源泉徴収税額表
新型コロナの5類移行から1年が経過したこともあり、ここのところ税務調査の件数が急速に増えています。
源泉所得税の税務調査では、福利厚生や社宅などの現物給与、住宅ローン控除、退職金などが論点になると思われがちですが、意外にも毎月の給与の源泉徴収税額表の適用誤りといった基本的な間違いを指摘されることが多いです。
給与にかかる源泉所得税の税額表には月額表、日額表があり、それぞれの表には甲欄、乙欄、丙欄などの欄があり、従業員の雇用状況や扶養人数によって見るべき税額欄が異なります。当然、同じ給与でも見るべき税額欄を誤れば数年分の追徴課税を受けることになってしまいます。
定額減税手続きで扶養控除申告書などの見直しをするこの機会に改めて毎月の源泉徴収手続きについても誤りがないか確認をされてはいかがでしょうか。
扶養控除申告書の確認
どの税額表を用いるかの判定の入り口は扶養控除申告書の提出の有無です。
ここでは、その従業員の勤務状況や給与計算の基礎などといった事実認定を争う余地は全くありません。単純に扶養控除申告書があるか否かです。目で見て確かめましょう。
正社員であるか、パートであるか、長期であるか、短期であるかなど独自ルールで判定してはいけません。
扶養控除申告書がある場合
扶養控除申告書があれば、見るべき税額欄は「甲欄」です。逆に扶養控除申告書がなければ「甲欄」を見ることはありません。
次に判定すべきは給与計算の基礎です。
・月ごと、半月ごと、10日ごと、月の整数倍の期間ごとに支払うもの…「月額表甲欄」
・日ごと、週ごと、日割で支払うもの…「日額表甲欄」
扶養控除申告書がない場合
扶養控除申告書がなければ「乙欄」か「丙欄」を見ることになります。
(1)日雇賃金
扶養控除申告書がない場合にまず判定すべきは、日雇賃金であるか否かです。
日雇賃金とは、日々雇い入れられる人の労働した日または時間によって算定される給与等で、労働した日ごとに支払を受ける(その労働した日以外の日において支払われるものも含みます。
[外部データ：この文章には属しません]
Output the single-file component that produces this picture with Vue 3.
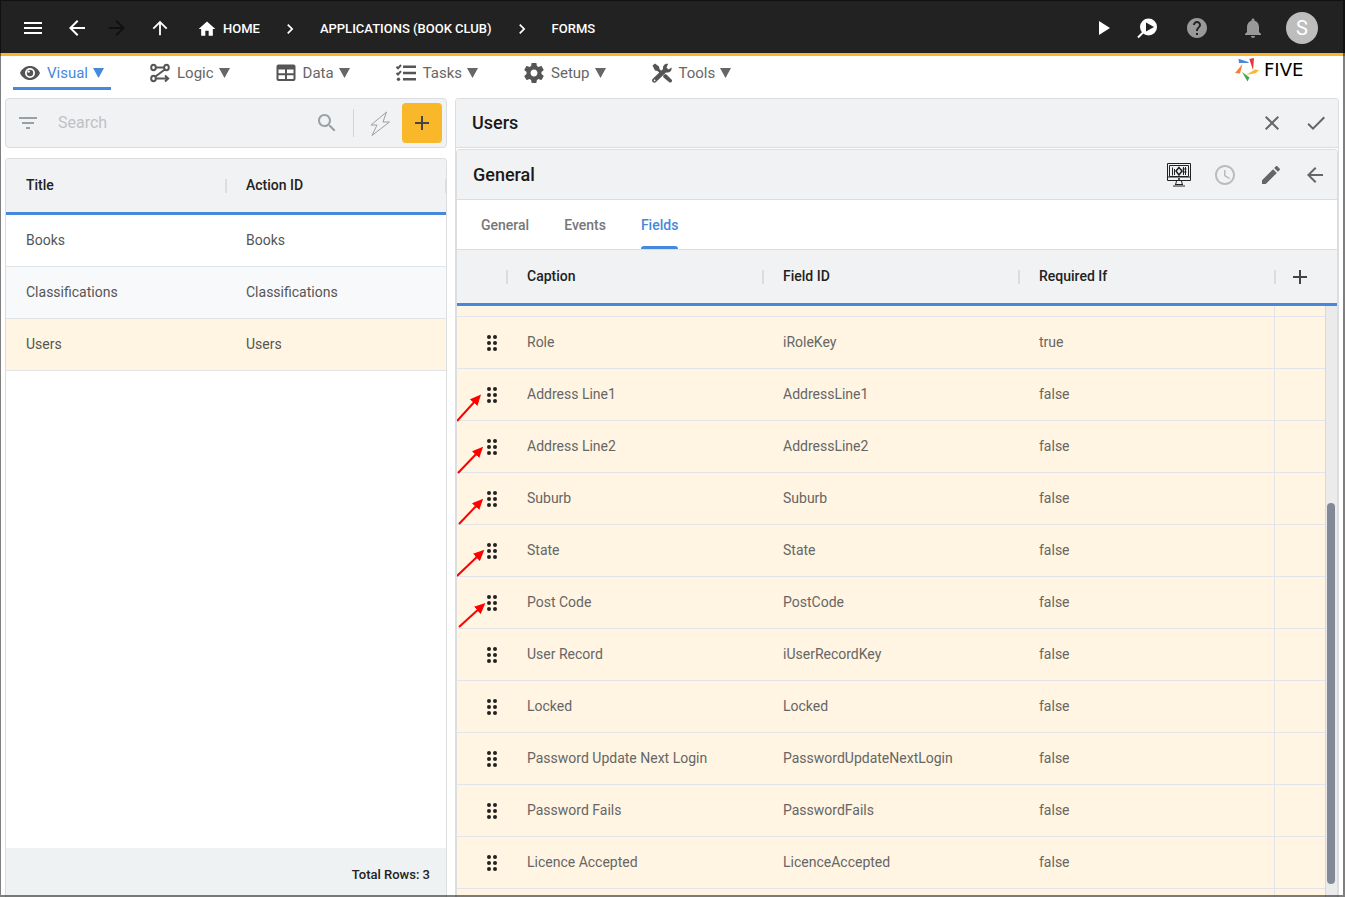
<script setup>
const back = 'M20 11H7.83l5.59-5.59L12 4l-8 8 8 8 1.41-1.41L7.83 13H20v-2z'
const add = 'M19 13h-6v6h-2v-6H5v-2h6V5h2v6h6v2z'
const chevron = 'M10 6 8.59 7.41 13.17 12l-4.58 4.59L10 18l6-6z'

const menus = [
  { name: 'Visual', icon: 'eye', active: true },
  { name: 'Logic', icon: 'logic' },
  { name: 'Data', icon: 'data' },
  { name: 'Tasks', icon: 'tasks' },
  { name: 'Setup', icon: 'setup' },
  { name: 'Tools', icon: 'tools' },
]
const forms = [
  { title: 'Books', action: 'Books' },
  { title: 'Classifications', action: 'Classifications' },
  { title: 'Users', action: 'Users', selected: true },
]
const tabs = ['General', 'Events', 'Fields']
const fields = [
  { caption: 'Role', id: 'iRoleKey', required: 'true' },
  { caption: 'Address Line1', id: 'AddressLine1', required: 'false', arrow: [0, 52, 20, 30] },
  { caption: 'Address Line2', id: 'AddressLine2', required: 'false', arrow: [1, 52, 22, 30] },
  { caption: 'Suburb', id: 'Suburb', required: 'false', arrow: [2, 51, 22, 30] },
  { caption: 'State', id: 'State', required: 'false', arrow: [0, 51, 23, 29] },
  { caption: 'Post Code', id: 'PostCode', required: 'false', arrow: [2, 50, 24, 30] },
  { caption: 'User Record', id: 'iUserRecordKey', required: 'false' },
  { caption: 'Locked', id: 'Locked', required: 'false' },
  { caption: 'Password Update Next Login', id: 'PasswordUpdateNextLogin', required: 'false' },
  { caption: 'Password Fails', id: 'PasswordFails', required: 'false' },
  { caption: 'Licence Accepted', id: 'LicenceAccepted', required: 'false' },
]
</script>

<template>
  <div class="app">
    <header class="topbar">
      <button class="ib" aria-label="Menu"><svg viewBox="0 0 24 24"><path d="M3 18h18v-2H3v2zm0-5h18v-2H3v2zm0-7v2h18V6H3z" /></svg></button>
      <button class="ib back" aria-label="Back"><svg viewBox="0 0 24 24"><path :d="back" /></svg></button>
      <button class="ib forward" aria-label="Forward" disabled><svg viewBox="0 0 24 24"><path d="m12 4-1.41 1.41L16.17 11H4v2h12.17l-5.58 5.59L12 20l8-8z" /></svg></button>
      <button class="ib up" aria-label="Up"><svg viewBox="0 0 24 24"><path d="m4 12 1.41 1.41L11 7.83V20h2V7.83l5.58 5.59L20 12l-8-8-8 8z" /></svg></button>
      <nav class="crumbs" aria-label="Breadcrumb">
        <a href="#"><svg class="home" viewBox="0 0 24 24"><path d="M10 20v-6h4v6h5v-8h3L12 3 2 12h3v8z" /></svg>HOME</a>
        <svg class="chev" viewBox="0 0 24 24"><path :d="chevron" /></svg>
        <a href="#">APPLICATIONS (BOOK CLUB)</a>
        <svg class="chev" viewBox="0 0 24 24"><path :d="chevron" /></svg>
        <a href="#">FORMS</a>
      </nav>
      <div class="actions">
        <button class="ib" aria-label="Run"><svg viewBox="0 0 24 24"><path d="M8 5v14l11-7z" /></svg></button>
        <button class="ib" aria-label="Inspect"><svg viewBox="0 0 24 24"><circle cx="13.500" cy="11" r="8.500" /><path class="dark" d="M11 6.500v9l8-4.500z" /><path class="stroke" d="m8 16.500-5 5" /></svg></button>
        <button class="ib dim help" aria-label="Help"><svg viewBox="0 0 24 24"><path d="M12 2C6.480 2 2 6.480 2 12s4.480 10 10 10 10-4.480 10-10S17.520 2 12 2zm1 17h-2v-2h2v2zm2.070-7.750-.9.920C13.450 12.900 13 13.500 13 15h-2v-.5c0-1.100.45-2.100 1.170-2.830l1.240-1.260c.37-.36.59-.86.59-1.410 0-1.100-.9-2-2-2s-2 .9-2 2H8c0-2.210 1.790-4 4-4s4 1.790 4 4c0 .88-.36 1.680-.93 2.250z" /></svg></button>
        <button class="ib dim bell" aria-label="Notifications"><svg viewBox="0 0 24 24"><path d="M12 22c1.100 0 2-.9 2-2h-4c0 1.100.890 2 2 2zm6-6v-5c0-3.070-1.640-5.640-4.500-6.320V4c0-.83-.67-1.500-1.500-1.500s-1.500.67-1.500 1.500v.68C7.630 5.360 6 7.920 6 11v5l-2 2v1h16v-1l-2-2z" /></svg></button>
        <button class="avatar">S</button>
      </div>
    </header>

    <div class="menubar">
      <nav class="menus">
        <button v-for="m in menus" :key="m.name" class="menu" :class="{ active: m.active }">
          <svg v-if="m.icon === 'eye'" viewBox="0 0 22 22"><path fill-rule="evenodd" d="M11 4C6.500 4 2.800 6.700 1 11c1.800 4.300 5.500 7 10 7s8.200-2.700 10-7c-1.800-4.300-5.500-7-10-7zm0 12a5 5 0 1 1 0-10 5 5 0 0 1 0 10z" /><circle cx="11" cy="11" r="3.200" /><circle class="hole" cx="9.600" cy="9.600" r="1.200" /></svg>
          <svg v-else-if="m.icon === 'logic'" class="line" viewBox="0 0 22 22"><ellipse cx="4.500" cy="5.500" rx="2.300" ry="2.800" /><ellipse cx="17.500" cy="5.500" rx="2.300" ry="2.800" /><ellipse cx="4.500" cy="16.500" rx="2.300" ry="2.800" /><path d="M7 5.500h8M15.800 7.500 6.500 14.500M7 16.500h12M16 13.500l3.200 3-3.200 3" /></svg>
          <svg v-else-if="m.icon === 'data'" viewBox="0 0 22 22"><path fill-rule="evenodd" d="M3.500 2.500h15a2 2 0 0 1 2 2v12.500a2 2 0 0 1-2 2h-15a2 2 0 0 1-2-2V4.500a2 2 0 0 1 2-2zm0 5v3.800h6.500V7.500zm8.500 0v3.800h6.500V7.500zm-8.500 5.700V17h6.500v-3.800zm8.500 0V17h6.500v-3.800z" /></svg>
          <svg v-else-if="m.icon === 'tasks'" viewBox="0 0 22 22"><path d="M8 3.500h13v2.500H8zM8 9.800h13v2.500H8zM8 16h13v2.500H8z" /><circle cx="3.500" cy="17.200" r="1.700" /><path class="stroke" d="m1.500 4.800 1.500 1.500L6 3M1.500 11l1.500 1.500 3-3.300" /></svg>
          <svg v-else-if="m.icon === 'setup'" viewBox="1 1 22 22"><path d="M19.430 12.980c.04-.32.07-.64.07-.98s-.03-.66-.07-.98l2.110-1.650c.19-.15.24-.42.12-.64l-2-3.460c-.12-.22-.39-.3-.61-.22l-2.490 1c-.52-.4-1.080-.73-1.690-.98l-.38-2.650C14.460 2.180 14.250 2 14 2h-4c-.25 0-.46.18-.49.42l-.38 2.650c-.61.25-1.170.59-1.690.98l-2.490-1c-.23-.09-.49 0-.61.22l-2 3.460c-.13.22-.07.49.12.64l2.110 1.650c-.04.32-.07.65-.07.98s.03.66.07.98l-2.110 1.650c-.19.15-.24.42-.12.64l2 3.460c.12.22.39.3.61.22l2.490-1c.52.4 1.080.73 1.690.98l.38 2.650c.03.24.24.42.49.42h4c.25 0 .46-.18.49-.42l.38-2.650c.61-.25 1.170-.59 1.690-.98l2.490 1c.23.09.49 0 .61-.22l2-3.460c.12-.22.07-.49-.12-.64l-2.110-1.650zM12 15.500c-1.930 0-3.500-1.570-3.500-3.500s1.570-3.500 3.500-3.500 3.500 1.570 3.500 3.500-1.570 3.500-3.500 3.500z" /></svg>
          <svg v-else viewBox="0 0 22 22"><path d="M1.500 3.500 4 1.500l4 3 .5 2.500 3 3-2 2-3-3L4 8.500z" /><path d="m12 14 2-2 1.500.5 5 5c.7.8.7 1.700 0 2.500s-1.800.8-2.500 0l-5.500-4.500z" /><path d="M20.500 5.500 17.500 7.500 15.500 5.500 17.200 1.800C14 1.200 11.500 3.500 12 7L1.800 16.800c-1 1-1 2.300-.1 3.200.9 1 2.400 1 3.300 0L15 10.500c3.300.6 6.300-1.600 5.500-5z" /><circle class="hole" cx="3.600" cy="18.300" r=".9" /></svg>
          <span>{{ m.name }}</span>
          <svg class="tri" viewBox="0 0 11 10"><path d="M0 0h11L5.500 10z" /></svg>
        </button>
      </nav>
      <div class="logo">
        <svg viewBox="0 0 24 24"><path fill="#4688dc" d="M3.500.7 14 4.200 13 5H4z" /><path fill="#e5343d" d="M14.300 1 19 0l-1 12z" /><path fill="#fab72c" d="m24 12-3 3-10 2 9-5.500z" /><path fill="#3fa757" d="m7 14 7.500 5.500-2 4z" /><path fill="#fa8030" d="M7.500 6 5 15.500 0 15z" /></svg>
        <span>FIVE</span>
      </div>
    </div>

    <main class="main">
      <section class="left">
        <div class="search">
          <svg class="filter" viewBox="0 0 24 24"><path d="M10 18h4v-2h-4v2zM3 6v2h18V6H3zm3 7h12v-2H6v2z" /></svg>
          <input type="text" placeholder="Search" aria-label="Search" />
          <svg class="lens" viewBox="0 0 24 24"><path d="M15.500 14h-.79l-.28-.27C15.410 12.590 16 11.110 16 9.500 16 5.910 13.090 3 9.500 3S3 5.910 3 9.500 5.910 16 9.500 16c1.610 0 3.090-.59 4.230-1.570l.27.28v.79l5 4.990L20.490 19l-4.990-5zm-6 0C7.010 14 5 11.990 5 9.500S7.010 5 9.500 5 14 7.010 14 9.500 11.990 14 9.500 14z" /></svg>
          <i class="divider"></i>
          <button class="bolt" aria-label="Quick actions"><svg viewBox="0 0 24 26"><path d="M18.500 2 3 15h6L4 25.500 21.500 12H15z" /></svg></button>
          <button class="add" aria-label="Add"><svg viewBox="0 0 24 24"><path :d="add" /></svg></button>
        </div>
        <div class="list">
          <table>
            <thead><tr><th>Title</th><th>Action ID</th></tr></thead>
            <tbody>
              <tr v-for="f in forms" :key="f.title" :class="{ selected: f.selected }"><td>{{ f.title }}</td><td>{{ f.action }}</td></tr>
            </tbody>
          </table>
          <footer>Total Rows: 3</footer>
        </div>
      </section>

      <section class="right">
        <div class="bar">
          <h1>Users</h1>
          <button class="ib" aria-label="Close"><svg viewBox="0 0 24 24"><path d="M19 6.410 17.590 5 12 10.590 6.410 5 5 6.410 10.590 12 5 17.590 6.410 19 12 13.410 17.590 19 19 17.590 13.410 12z" /></svg></button>
          <button class="ib" aria-label="Save"><svg viewBox="0 0 24 24"><path d="M9 16.170 4.830 12l-1.420 1.410L9 19 21 7l-1.410-1.410z" /></svg></button>
        </div>
        <div class="inner">
          <div class="bar">
            <h2>General</h2>
            <button class="ib" aria-label="Preview"><svg class="monitor" viewBox="0 0 24 24"><path d="M.5.5h23v17H.5zM2.500 2.500h19v11h-19zM.5 14h23M9.500 18l-1 4M14.500 18l1 4M6 23h12M8 21.500h8M5.500 4.500v8M7.500 6v6M16.500 4v8M18.500 4v8M15.500 6h4M15.500 9h4" /><path d="M12 4.500 15 8l-3 4-3-4z" stroke-width="1.500" /><circle cx="12" cy="16" r=".7" /></svg></button>
            <button class="ib pale" aria-label="History"><svg viewBox="0 0 24 24"><path d="M11.990 2C6.470 2 2 6.480 2 12s4.470 10 9.990 10C17.520 22 22 17.520 22 12S17.520 2 11.990 2zM12 20c-4.420 0-8-3.580-8-8s3.580-8 8-8 8 3.580 8 8-3.580 8-8 8zm.5-13H11v6l5.250 3.150.75-1.230-4.500-2.670z" /></svg></button>
            <button class="ib" aria-label="Edit"><svg viewBox="0 0 24 24"><path d="M3 17.250V21h3.750L17.810 9.940l-3.750-3.750L3 17.250zM20.710 7.040c.39-.39.39-1.020 0-1.410l-2.340-2.340c-.39-.39-1.020-.39-1.410 0l-1.830 1.830 3.750 3.750 1.830-1.830z" /></svg></button>
            <button class="ib" aria-label="Return"><svg viewBox="0 0 24 24"><path :d="back" /></svg></button>
          </div>
          <div class="tabs" role="tablist">
            <button v-for="t in tabs" :key="t" role="tab" :aria-selected="t === 'Fields'" :class="{ active: t === 'Fields' }">{{ t }}</button>
          </div>
          <div class="grid">
            <table>
              <colgroup><col class="narrow" /><col /><col /><col /><col class="narrow" /></colgroup>
              <thead>
                <tr><th></th><th>Caption</th><th>Field ID</th><th>Required If</th><th><button class="plus" aria-label="Add field"><svg viewBox="0 0 24 24"><path :d="add" /></svg></button></th></tr>
              </thead>
              <tbody>
                <tr class="cut"><td></td><td></td><td></td><td></td><td></td></tr>
                <tr v-for="f in fields" :key="f.id">
                  <td>
                    <svg class="grip" viewBox="0 0 10 16"><circle v-for="n in 6" :key="n" :cx="n % 2 ? 2 : 8" :cy="Math.ceil(n / 2) * 6 - 4" r="2" /></svg>
                    <svg v-if="f.arrow" class="arrow" viewBox="0 0 50 52">
                      <defs><marker :id="'tip-' + f.id" viewBox="0 0 11 10" refX="5" refY="5" markerWidth="11" markerHeight="10" markerUnits="userSpaceOnUse" orient="auto"><path d="M0 0 11 5 0 10z" fill="#f00" /></marker></defs>
                      <line :x1="f.arrow[0]" :y1="f.arrow[1]" :x2="f.arrow[2]" :y2="f.arrow[3]" :marker-end="'url(#tip-' + f.id + ')'" />
                    </svg>
                  </td>
                  <td>{{ f.caption }}</td><td>{{ f.id }}</td><td>{{ f.required }}</td><td></td>
                </tr>
                <tr><td></td><td></td><td></td><td></td><td></td></tr>
              </tbody>
            </table>
            <div class="scroll"><div class="track"><div class="thumb"></div></div></div>
          </div>
        </div>
      </section>
    </main>
  </div>
</template>

<style>
body { margin: 0; background: #fff; }
</style>

<style scoped>
* { box-sizing: border-box; }
.app { position: relative; height: 100vh; overflow: hidden; display: flex; flex-direction: column; font: 14px/20px Roboto, "Liberation Sans", sans-serif; color: #555; }
.app::after { content: ""; position: absolute; inset: 0; border: solid rgba(0, 0, 0, .5); border-width: 1px 2px 2px 1px; pointer-events: none; }
button { font: inherit; color: inherit; background: none; border: 0; padding: 0; margin: 0; display: flex; align-items: center; }
svg { display: block; fill: currentColor; flex: none; }
.stroke { fill: none; stroke: currentColor; stroke-width: 2; }
.ib svg { width: 24px; height: 24px; }

.topbar { height: 56px; flex: none; background: #222; border-bottom: 3px solid #fab72c; color: #fff; display: flex; align-items: center; padding: 3px 27px 0 21px; }
.back { margin-left: 20px; }
.forward { margin-left: 16px; color: #111; }
.up { margin-left: 20px; }
.up svg { width: 22px; height: 22px; }
.crumbs { display: flex; align-items: center; margin-left: 26px; padding-top: 1px; font-size: 13px; font-weight: 500; }
.crumbs a { display: flex; align-items: center; gap: 6px; color: #fff; text-decoration: none; }
.home { width: 20px; height: 20px; }
.chev { width: 20px; height: 20px; margin: 0 20px; }
.actions { margin-left: auto; display: flex; align-items: center; gap: 20px; }
.help { margin-left: 6px; }
.bell { margin: 0 1px 0 12px; }
.dim { color: #999; }
.dark { fill: #222; }
.avatar { width: 32px; height: 32px; border-radius: 50%; background: #bdbdbd; justify-content: center; font-size: 20px; }

.menubar { height: 34px; flex: none; display: flex; justify-content: space-between; padding: 0 22px 0 13px; }
.menus { display: flex; gap: 32px; }
.menu { border-bottom: 3px solid transparent; padding: 3px 7px 0 6px; color: #666; font-size: 15px; }
.menu svg { width: 22px; height: 22px; margin-right: 6px; color: #555; }
.menu .tri { width: 11px; height: 10px; margin: 0 0 0 5px; color: inherit; }
.menu.active { color: #4688dc; border-color: #4688dc; border-radius: 2px 2px 0 0; }
.line { fill: none; stroke: currentColor; stroke-width: 2; }
.hole { fill: #fff; }
.logo { width: 89px; display: flex; align-items: center; gap: 5px; height: 28px; margin-right: -1px; color: #000; font: 18px/20px "DejaVu Sans", sans-serif; }
.logo svg { width: 24px; height: 24px; }

.main { flex: 1; min-height: 0; display: grid; grid-template-columns: 1fr 2fr; grid-template-rows: 100%; gap: 8px; padding: 8px 6px 0 5px; }
.left { display: flex; flex-direction: column; gap: 10px; min-width: 0; }
.search { height: 50px; flex: none; display: flex; align-items: center; background: #f1f2f4; border: 1px solid #dcdddf; border-radius: 4px; padding: 0 4px 0 10px; color: #9aa0a6; }
.filter { width: 24px; height: 24px; }
.search input { flex: 1; min-width: 0; border: 0; padding: 0; margin-left: 18px; outline: 0; background: none; font: 16px/20px Roboto, sans-serif; color: #333; }
.search input::placeholder { color: #bfc2c4; opacity: 1; }
.lens { width: 24px; height: 24px; }
.divider { width: 1px; height: 28px; background: #d3d5d7; margin: 0 14px; }
.bolt svg { width: 24px; height: 26px; fill: none; stroke: #9aa0a6; stroke-width: 1; }
.add { width: 40px; height: 40px; margin-left: 10px; border-radius: 4px; background: #f8b829; color: #444; justify-content: center; }
.add svg, .plus svg { width: 24px; height: 24px; }

table { width: 100%; table-layout: fixed; border-collapse: separate; border-spacing: 0; }
th, td { height: 52px; padding: 0 20px 2px; text-align: left; border-bottom: 1px solid #e1e4e8; }
th { position: relative; height: 56px; font-weight: 500; color: #222; background: #f1f2f4; border-bottom: 3px solid #4688dc; }
th:not(:last-child)::after, .list th::after { content: ""; position: absolute; right: -1px; top: 20px; width: 2px; height: 14px; background: #dcdddf; z-index: 1; }
.list { flex: 1; min-height: 0; display: flex; flex-direction: column; justify-content: space-between; border: 1px solid #dcdddf; border-bottom: 0; border-radius: 4px 4px 0 0; overflow: hidden; }
.list tr:nth-child(even) td { background: #f8f9fb; }
.list .selected td { background: #fff5e2; }
.list footer { height: 49px; padding: 17px 16px 0; background: #eff2f3; text-align: right; font-size: 13px; font-weight: 500; color: #222; }

.right { min-width: 0; border: 1px solid #dcdddf; border-bottom: 0; border-radius: 4px 4px 0 0; display: flex; flex-direction: column; overflow: hidden; }
.bar { height: 49px; flex: none; display: flex; align-items: center; gap: 20px; padding: 0 10px 0 16px; background: #f1f2f4; border-bottom: 1px solid #dcdddf; color: #666; }
.bar h1, .bar h2 { margin: 0 auto 0 0; font-size: 18px; font-weight: 500; color: #1a1a1a; }
.inner { flex: 1; min-height: 0; margin-top: 1px; display: flex; flex-direction: column; border: 1px solid #dcdddf; border-bottom: 0; border-radius: 4px 4px 0 0; overflow: hidden; }
.inner .bar { height: 50px; }
.monitor { fill: none; stroke: #222; stroke-width: 1; }
.pale { color: #bbb; margin: 0 2px; }
.tabs { height: 50px; flex: none; display: flex; gap: 35px; padding: 0 24px; border-bottom: 1px solid #dcdddf; font-weight: 500; color: #777; }
.tabs button { position: relative; }
.tabs .active { color: #4688dc; }
.tabs .active::after { content: ""; position: absolute; left: 0; right: 0; bottom: 0; height: 3px; border-radius: 3px 3px 0 0; background: #4688dc; }
.grid { flex: 1; min-height: 0; display: flex; overflow: hidden; }
.grid table { flex: 1; min-width: 0; height: 0; }
.narrow { width: 50px; }
.grid td { position: relative; background: #fff5e2; color: #666; }
.grid td:nth-child(4) { border-right: 1px solid #e1e4e8; }
.grid td:first-child, .grid th:last-child { padding: 0; }
.grid .cut td { height: 11px; }
.plus { width: 50px; justify-content: center; color: #444; }
.grip { width: 10px; height: 16px; margin-left: 30px; color: #222; }
.arrow { position: absolute; left: 0; top: 0; width: 50px; height: 52px; overflow: visible; z-index: 1; }
.arrow line { stroke: #f00; stroke-width: 2; }
.scroll { width: 12px; flex: none; display: flex; flex-direction: column; }
.scroll::before { content: ""; height: 53px; flex: none; background: #f1f2f4; border-bottom: 3px solid #4688dc; }
.track { flex: 1; display: flex; flex-direction: column; justify-content: flex-end; align-items: flex-start; background: #ebebeb; border-left: 1px solid #d8d8d8; padding: 0 0 13px 1px; }
.thumb { width: 8px; height: 66%; border-radius: 4px; background: #828997; }
</style>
)ものをいいます。
ただし、1か所の勤務先から継続して2か月を超えて給与等が支払われた場合には、その2か月を超える部分の期間について支払われるものは含まれません。
日雇賃金と判定された場合は「日額表丙欄」を見ます。
(2)その他
上記のいずれにも該当しない場合、すなわち、扶養控除申告書の提出がなく、かつ、日雇賃金でもない場合は「乙欄」になります。
乙欄となった場合、甲欄同様に給与計算の基礎により用いる税額表が変わります。
・月ごと、半月ごと、10日ごと、月の整数倍の期間ごとに支払うもの…「月額表乙欄」
・日ごと、週ごと、日割で支払うもの…「日額表乙欄」
毎月の給与にかかる源泉徴収手続きで間違いが起こる理由は、あまりにも日常的な処理であるがために、前例、前任者からの引き継ぎを盲目的に踏襲してしまうことにあります。
担当者が変わる度に伝言ゲームのように引き継ぎ内容が変わったり、会社の雇用形態が多様化するなどで以前のルールが当てはまらなくなることもあります。
一度間違った処理をするとそのまま引き継がれて、何年も間違い続けることになりかねません。
この機会に基本に立ち返って見直しをしてみてください。